## Instructions for the task
Check each line for the word "React" and report how many have it. Give nothing else.

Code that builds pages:
-- Start --

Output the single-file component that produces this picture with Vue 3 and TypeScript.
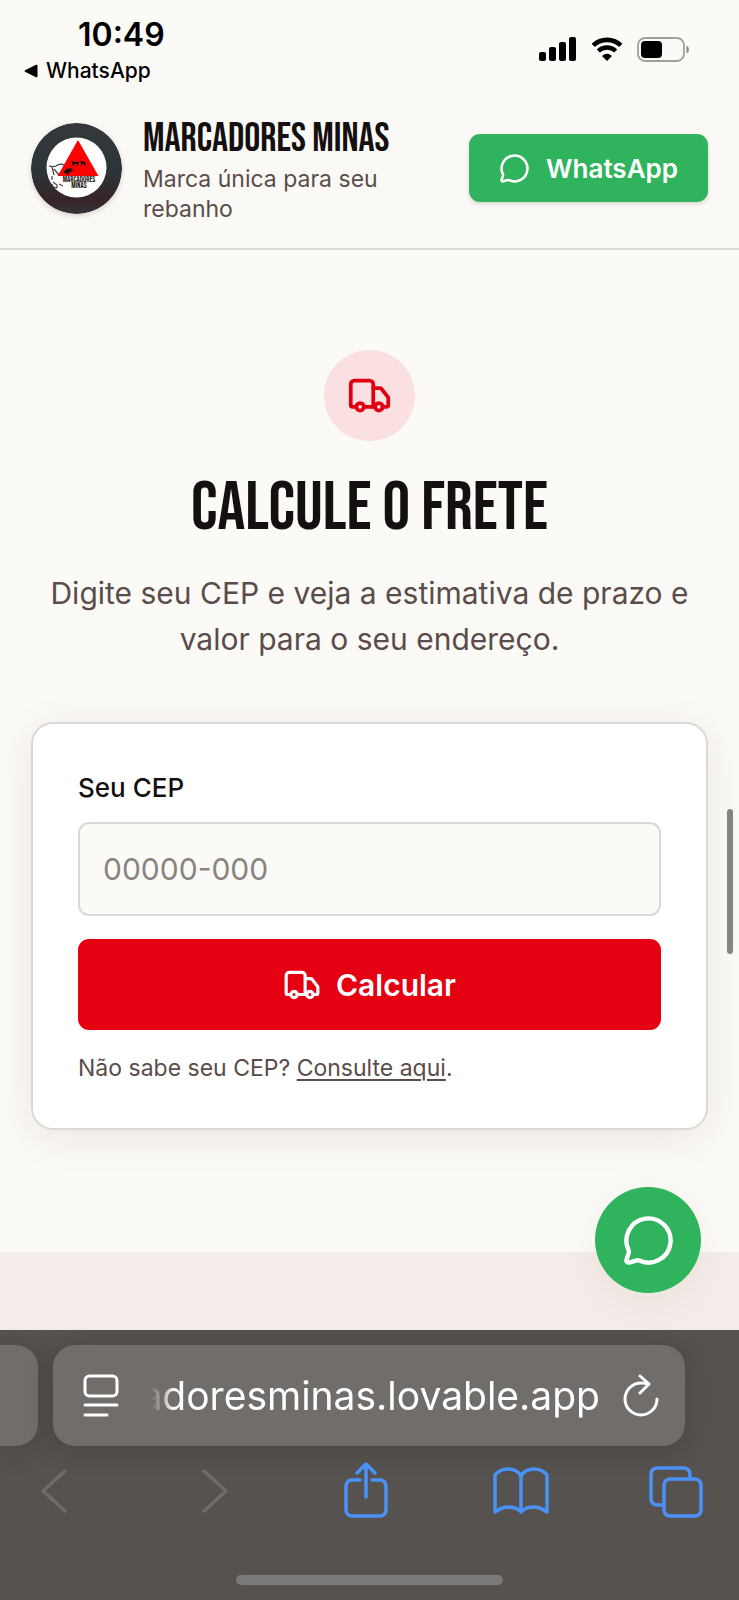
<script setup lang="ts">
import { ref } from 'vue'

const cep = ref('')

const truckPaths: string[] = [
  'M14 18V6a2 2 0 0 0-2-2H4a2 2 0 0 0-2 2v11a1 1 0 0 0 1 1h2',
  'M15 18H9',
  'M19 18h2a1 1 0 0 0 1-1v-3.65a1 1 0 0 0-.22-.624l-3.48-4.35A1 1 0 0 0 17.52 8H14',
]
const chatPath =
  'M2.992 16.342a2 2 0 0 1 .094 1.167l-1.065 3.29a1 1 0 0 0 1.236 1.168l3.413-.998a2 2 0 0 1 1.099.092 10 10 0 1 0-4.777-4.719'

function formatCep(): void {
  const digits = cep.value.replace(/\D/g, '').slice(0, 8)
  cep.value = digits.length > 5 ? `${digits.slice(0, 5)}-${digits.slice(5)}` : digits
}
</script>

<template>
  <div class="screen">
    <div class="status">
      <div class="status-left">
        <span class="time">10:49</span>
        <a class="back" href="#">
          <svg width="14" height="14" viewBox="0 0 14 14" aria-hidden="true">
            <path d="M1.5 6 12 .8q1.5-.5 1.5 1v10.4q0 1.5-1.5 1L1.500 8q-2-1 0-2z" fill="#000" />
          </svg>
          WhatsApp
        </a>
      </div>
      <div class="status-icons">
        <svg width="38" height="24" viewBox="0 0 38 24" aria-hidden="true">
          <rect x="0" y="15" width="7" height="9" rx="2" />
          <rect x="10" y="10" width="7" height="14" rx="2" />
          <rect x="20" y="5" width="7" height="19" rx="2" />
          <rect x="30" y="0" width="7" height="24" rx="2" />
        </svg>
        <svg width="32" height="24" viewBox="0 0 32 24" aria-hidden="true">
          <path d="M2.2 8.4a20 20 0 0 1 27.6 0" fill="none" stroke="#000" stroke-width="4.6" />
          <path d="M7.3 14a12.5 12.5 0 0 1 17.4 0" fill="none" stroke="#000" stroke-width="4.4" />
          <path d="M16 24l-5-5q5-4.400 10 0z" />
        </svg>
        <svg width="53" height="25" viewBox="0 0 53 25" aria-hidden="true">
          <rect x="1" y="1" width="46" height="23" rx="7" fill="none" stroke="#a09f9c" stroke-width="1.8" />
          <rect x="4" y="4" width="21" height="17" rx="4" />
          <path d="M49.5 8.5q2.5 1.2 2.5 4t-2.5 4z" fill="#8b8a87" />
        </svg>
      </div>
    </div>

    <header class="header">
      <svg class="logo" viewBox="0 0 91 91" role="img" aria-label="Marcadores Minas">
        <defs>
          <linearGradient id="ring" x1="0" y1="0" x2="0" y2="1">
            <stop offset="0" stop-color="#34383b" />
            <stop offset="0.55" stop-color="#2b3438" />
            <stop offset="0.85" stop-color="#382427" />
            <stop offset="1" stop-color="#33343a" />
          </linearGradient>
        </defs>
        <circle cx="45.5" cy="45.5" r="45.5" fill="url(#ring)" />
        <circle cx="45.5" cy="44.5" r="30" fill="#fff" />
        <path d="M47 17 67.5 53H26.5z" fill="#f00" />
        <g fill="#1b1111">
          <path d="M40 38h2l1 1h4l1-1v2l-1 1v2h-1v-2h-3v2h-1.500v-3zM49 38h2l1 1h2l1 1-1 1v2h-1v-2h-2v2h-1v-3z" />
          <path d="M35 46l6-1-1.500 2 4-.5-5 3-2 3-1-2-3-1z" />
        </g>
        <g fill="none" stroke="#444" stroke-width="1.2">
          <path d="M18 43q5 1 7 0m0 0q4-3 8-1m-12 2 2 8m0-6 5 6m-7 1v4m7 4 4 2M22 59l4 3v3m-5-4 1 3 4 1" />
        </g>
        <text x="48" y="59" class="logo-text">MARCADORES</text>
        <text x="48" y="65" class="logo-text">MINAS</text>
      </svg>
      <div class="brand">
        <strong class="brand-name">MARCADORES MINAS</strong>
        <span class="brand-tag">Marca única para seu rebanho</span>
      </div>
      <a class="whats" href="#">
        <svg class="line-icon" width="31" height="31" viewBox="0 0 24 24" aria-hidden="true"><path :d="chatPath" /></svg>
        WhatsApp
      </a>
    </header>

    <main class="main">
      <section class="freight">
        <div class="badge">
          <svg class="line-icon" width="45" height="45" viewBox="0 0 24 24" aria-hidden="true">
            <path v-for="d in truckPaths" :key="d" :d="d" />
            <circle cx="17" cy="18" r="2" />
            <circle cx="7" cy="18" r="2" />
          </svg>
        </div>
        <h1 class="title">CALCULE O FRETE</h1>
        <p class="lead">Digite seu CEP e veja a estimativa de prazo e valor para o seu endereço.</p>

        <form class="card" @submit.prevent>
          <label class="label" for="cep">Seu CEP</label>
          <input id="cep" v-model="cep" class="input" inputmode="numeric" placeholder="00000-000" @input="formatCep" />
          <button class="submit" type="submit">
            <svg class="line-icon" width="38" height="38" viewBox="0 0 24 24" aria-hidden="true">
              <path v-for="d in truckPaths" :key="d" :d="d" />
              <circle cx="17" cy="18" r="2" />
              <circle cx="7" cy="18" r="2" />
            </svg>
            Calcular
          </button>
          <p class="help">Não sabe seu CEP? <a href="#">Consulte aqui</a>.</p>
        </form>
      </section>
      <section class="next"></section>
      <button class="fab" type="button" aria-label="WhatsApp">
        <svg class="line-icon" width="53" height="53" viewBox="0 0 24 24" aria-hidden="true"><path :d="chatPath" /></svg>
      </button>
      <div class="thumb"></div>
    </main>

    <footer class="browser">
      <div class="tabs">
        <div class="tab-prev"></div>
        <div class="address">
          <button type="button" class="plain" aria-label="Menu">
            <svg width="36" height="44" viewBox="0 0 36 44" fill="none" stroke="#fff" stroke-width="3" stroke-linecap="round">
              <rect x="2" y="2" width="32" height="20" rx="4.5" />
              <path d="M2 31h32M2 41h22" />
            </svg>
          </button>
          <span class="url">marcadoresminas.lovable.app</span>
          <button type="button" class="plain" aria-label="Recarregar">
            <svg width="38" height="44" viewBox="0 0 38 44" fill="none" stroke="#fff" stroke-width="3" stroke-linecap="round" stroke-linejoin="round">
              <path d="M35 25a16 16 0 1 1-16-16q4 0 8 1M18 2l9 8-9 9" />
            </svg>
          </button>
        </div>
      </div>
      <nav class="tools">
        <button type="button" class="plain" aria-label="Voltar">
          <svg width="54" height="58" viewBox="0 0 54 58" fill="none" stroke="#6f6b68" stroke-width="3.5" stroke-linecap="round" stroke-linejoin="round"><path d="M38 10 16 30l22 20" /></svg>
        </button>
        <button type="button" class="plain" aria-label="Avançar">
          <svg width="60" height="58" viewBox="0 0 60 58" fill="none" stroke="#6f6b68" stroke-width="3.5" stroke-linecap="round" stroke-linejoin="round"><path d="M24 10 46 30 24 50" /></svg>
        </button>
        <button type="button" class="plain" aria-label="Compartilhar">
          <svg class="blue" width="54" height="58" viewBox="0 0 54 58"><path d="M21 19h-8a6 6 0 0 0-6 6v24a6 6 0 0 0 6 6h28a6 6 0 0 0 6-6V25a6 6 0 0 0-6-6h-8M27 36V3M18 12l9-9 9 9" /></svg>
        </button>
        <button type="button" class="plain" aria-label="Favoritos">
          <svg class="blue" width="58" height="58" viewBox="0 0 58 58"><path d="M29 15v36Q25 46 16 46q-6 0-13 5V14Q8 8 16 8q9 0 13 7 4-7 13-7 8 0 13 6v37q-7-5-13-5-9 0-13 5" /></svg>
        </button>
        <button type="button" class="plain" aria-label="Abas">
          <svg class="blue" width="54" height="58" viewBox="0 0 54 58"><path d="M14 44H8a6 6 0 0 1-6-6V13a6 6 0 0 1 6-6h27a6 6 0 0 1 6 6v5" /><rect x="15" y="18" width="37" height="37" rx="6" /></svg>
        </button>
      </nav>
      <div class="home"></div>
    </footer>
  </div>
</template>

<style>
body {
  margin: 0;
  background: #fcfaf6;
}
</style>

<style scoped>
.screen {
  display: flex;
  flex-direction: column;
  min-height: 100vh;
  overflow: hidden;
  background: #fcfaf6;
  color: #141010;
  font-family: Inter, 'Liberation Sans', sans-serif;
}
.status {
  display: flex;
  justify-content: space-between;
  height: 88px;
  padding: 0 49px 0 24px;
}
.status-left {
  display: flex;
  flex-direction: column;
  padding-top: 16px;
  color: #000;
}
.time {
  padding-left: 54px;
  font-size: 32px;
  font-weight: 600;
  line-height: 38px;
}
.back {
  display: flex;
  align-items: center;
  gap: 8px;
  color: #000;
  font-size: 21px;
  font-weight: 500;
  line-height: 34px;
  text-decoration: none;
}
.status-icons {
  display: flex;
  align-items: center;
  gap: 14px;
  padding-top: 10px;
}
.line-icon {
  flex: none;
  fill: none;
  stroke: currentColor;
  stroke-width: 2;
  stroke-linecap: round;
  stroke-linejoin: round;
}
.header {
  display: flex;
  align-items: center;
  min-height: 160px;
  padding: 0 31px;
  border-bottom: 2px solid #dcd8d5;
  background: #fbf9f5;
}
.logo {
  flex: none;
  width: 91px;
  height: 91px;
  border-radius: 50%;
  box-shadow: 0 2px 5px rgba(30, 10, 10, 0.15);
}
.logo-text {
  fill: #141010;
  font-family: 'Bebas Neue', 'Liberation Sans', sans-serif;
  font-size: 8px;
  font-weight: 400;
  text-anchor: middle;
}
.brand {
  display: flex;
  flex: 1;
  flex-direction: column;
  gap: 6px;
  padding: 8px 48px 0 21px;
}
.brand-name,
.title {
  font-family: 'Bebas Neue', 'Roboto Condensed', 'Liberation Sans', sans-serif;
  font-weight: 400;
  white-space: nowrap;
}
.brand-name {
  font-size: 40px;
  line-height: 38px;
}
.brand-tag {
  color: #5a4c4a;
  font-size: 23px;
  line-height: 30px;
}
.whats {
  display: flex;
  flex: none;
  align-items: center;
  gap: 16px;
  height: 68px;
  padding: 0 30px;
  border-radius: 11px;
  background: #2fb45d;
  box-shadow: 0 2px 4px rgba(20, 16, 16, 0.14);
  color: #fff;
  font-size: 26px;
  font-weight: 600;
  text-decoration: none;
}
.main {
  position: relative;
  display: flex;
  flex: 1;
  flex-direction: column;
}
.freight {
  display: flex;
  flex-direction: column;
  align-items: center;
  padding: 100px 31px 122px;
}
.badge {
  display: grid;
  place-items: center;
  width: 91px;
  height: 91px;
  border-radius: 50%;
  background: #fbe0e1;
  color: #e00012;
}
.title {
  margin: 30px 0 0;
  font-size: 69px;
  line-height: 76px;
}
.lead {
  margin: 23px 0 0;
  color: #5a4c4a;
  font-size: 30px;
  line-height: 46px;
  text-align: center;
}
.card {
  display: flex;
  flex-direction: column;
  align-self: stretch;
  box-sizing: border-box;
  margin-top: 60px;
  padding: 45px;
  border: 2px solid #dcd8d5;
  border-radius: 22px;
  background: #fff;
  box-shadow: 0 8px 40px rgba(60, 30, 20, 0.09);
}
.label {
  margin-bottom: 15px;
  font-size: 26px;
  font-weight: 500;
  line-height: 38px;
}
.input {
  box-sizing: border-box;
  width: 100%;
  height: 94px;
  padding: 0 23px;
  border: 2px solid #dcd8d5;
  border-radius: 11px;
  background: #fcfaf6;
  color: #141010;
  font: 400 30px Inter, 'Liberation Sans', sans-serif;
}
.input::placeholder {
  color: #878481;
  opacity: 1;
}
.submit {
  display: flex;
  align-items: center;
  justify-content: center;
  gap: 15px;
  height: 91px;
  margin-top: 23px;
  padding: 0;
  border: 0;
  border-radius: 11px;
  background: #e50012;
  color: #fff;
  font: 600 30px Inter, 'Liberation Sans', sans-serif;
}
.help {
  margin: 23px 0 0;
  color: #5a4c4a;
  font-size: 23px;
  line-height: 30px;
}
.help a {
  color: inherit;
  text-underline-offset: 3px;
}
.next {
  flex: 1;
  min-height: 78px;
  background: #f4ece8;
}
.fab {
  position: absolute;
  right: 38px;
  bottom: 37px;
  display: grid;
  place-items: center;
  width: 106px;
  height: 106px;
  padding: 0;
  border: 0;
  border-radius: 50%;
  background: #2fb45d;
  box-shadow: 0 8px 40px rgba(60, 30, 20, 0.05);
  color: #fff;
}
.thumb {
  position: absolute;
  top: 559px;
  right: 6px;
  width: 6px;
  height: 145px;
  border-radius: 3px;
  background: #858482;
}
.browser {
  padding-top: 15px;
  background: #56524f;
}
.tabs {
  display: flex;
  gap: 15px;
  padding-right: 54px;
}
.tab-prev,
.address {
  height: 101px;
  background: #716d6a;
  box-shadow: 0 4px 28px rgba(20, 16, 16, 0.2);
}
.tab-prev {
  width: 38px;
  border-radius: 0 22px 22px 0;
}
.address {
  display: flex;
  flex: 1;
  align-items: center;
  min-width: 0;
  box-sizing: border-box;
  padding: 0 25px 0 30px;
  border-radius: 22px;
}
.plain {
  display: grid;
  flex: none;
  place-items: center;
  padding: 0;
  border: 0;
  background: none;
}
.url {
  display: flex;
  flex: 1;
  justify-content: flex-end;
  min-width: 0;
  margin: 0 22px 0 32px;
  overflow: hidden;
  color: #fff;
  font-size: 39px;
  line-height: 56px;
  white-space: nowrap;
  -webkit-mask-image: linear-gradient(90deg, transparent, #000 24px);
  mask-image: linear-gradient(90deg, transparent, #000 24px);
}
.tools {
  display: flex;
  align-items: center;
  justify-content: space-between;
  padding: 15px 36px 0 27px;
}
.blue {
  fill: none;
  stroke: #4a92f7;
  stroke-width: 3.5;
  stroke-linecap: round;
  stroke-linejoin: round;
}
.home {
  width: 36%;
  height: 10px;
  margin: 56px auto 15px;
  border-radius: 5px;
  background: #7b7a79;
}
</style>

-- End --
-- Start --

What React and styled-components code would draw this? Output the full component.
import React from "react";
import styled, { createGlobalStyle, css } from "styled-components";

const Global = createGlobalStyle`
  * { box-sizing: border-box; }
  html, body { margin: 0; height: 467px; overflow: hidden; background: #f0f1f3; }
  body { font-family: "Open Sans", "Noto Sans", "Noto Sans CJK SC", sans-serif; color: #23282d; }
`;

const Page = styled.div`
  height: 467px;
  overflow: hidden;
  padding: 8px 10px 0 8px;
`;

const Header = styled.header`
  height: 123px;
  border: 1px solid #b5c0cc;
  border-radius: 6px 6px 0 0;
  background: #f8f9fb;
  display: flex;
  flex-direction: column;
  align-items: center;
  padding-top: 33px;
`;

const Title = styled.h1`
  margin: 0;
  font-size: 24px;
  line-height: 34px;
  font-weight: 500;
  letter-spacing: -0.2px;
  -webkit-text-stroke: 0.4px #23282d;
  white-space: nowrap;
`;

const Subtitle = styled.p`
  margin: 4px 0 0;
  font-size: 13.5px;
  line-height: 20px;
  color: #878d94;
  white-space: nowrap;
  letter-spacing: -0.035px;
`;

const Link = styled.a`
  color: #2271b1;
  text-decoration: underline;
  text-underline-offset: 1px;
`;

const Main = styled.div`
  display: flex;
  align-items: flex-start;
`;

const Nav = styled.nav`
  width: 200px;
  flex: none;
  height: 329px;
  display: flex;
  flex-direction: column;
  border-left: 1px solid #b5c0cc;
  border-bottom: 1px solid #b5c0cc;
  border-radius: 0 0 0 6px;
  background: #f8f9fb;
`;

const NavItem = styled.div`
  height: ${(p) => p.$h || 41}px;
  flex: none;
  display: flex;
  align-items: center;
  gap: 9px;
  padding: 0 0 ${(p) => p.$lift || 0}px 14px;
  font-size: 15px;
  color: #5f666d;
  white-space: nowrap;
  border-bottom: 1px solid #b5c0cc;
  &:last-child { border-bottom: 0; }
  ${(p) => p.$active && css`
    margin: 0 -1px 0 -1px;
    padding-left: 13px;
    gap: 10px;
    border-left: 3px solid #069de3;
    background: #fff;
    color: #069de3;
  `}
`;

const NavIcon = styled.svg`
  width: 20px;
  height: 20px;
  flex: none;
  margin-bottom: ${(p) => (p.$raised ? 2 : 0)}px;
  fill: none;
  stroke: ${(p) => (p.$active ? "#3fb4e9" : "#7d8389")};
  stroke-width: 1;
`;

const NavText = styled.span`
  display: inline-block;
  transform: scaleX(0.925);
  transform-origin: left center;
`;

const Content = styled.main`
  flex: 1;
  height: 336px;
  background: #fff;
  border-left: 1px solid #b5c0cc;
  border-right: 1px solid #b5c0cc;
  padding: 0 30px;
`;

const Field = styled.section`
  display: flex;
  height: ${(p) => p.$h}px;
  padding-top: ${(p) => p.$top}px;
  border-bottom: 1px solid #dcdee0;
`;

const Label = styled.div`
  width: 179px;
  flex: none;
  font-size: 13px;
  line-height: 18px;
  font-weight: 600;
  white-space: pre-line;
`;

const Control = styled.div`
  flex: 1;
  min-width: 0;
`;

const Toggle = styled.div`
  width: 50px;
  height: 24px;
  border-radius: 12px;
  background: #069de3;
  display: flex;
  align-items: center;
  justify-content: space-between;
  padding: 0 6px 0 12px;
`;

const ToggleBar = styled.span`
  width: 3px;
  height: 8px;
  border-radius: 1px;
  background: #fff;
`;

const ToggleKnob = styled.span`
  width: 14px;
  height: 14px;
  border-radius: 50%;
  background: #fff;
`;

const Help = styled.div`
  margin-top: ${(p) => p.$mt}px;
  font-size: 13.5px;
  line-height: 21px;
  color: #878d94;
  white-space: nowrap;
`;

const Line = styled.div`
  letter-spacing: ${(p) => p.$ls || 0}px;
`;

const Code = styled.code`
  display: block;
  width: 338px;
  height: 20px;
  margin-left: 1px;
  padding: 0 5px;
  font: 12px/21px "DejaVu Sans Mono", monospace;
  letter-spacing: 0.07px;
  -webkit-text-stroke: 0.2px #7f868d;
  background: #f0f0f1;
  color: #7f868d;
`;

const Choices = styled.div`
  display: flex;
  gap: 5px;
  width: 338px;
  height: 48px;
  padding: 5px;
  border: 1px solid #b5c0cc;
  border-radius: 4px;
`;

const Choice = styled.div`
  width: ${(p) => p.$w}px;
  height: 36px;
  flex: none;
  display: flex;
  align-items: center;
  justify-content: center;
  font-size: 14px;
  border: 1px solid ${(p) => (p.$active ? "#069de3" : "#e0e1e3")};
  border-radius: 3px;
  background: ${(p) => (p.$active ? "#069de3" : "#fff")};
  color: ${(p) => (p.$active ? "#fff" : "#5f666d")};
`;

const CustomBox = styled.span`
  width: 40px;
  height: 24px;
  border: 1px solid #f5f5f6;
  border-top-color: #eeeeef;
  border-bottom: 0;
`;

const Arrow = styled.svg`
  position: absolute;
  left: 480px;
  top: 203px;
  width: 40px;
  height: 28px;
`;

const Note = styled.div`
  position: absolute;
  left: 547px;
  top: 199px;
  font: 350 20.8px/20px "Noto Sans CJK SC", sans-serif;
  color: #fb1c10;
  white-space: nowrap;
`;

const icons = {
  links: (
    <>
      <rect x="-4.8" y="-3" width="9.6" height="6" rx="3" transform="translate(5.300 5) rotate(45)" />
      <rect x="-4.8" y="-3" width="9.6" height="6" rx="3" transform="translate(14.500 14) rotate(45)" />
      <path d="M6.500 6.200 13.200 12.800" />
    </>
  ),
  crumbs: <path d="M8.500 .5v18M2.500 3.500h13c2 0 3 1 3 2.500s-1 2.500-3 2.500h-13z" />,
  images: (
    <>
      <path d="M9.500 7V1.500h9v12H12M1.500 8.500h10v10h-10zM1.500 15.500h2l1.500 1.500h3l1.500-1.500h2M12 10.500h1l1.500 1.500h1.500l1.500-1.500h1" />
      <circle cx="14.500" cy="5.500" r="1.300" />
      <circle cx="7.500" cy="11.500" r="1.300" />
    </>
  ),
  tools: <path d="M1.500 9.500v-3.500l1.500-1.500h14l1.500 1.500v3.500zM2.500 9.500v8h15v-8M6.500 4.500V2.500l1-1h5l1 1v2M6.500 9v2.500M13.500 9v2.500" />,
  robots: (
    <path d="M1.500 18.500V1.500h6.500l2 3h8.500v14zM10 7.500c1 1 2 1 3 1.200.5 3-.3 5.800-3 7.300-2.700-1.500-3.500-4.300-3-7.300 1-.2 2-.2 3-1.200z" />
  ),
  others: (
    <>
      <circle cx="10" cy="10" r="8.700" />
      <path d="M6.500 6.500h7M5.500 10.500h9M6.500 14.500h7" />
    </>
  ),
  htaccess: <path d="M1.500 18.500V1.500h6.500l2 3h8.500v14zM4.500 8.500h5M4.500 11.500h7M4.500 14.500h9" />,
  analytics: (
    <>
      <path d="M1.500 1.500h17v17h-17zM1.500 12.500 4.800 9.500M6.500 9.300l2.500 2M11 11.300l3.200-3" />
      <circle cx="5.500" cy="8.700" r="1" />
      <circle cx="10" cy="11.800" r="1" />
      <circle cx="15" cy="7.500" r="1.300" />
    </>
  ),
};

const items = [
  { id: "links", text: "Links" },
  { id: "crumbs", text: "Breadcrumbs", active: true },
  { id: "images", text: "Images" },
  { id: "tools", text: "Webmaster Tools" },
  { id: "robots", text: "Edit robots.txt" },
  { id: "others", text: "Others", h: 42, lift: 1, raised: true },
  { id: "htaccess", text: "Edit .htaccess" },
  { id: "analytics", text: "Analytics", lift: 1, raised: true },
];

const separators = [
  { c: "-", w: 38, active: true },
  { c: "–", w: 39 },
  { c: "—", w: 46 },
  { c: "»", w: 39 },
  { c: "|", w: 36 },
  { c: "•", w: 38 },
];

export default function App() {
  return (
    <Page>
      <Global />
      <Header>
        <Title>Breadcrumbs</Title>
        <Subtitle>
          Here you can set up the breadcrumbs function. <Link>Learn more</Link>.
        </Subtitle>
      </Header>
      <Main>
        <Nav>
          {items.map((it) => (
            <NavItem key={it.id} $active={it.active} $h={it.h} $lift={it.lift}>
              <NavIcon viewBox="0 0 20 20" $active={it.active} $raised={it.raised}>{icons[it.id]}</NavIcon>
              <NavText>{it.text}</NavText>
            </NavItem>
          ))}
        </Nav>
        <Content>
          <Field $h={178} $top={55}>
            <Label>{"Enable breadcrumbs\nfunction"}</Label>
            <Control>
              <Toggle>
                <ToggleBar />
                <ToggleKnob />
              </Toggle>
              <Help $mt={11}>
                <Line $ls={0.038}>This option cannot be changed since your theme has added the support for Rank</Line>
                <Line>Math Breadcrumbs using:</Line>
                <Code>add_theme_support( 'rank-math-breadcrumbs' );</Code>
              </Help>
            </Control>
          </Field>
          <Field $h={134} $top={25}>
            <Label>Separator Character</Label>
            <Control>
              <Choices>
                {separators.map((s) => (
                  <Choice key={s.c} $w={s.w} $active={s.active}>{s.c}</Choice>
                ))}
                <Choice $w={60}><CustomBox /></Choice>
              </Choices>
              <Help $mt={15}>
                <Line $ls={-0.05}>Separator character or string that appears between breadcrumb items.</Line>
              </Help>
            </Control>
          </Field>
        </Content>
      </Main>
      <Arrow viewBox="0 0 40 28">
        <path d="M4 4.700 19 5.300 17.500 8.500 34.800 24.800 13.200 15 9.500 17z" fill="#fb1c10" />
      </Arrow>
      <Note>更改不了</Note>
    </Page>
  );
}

-- End --

## Solution
2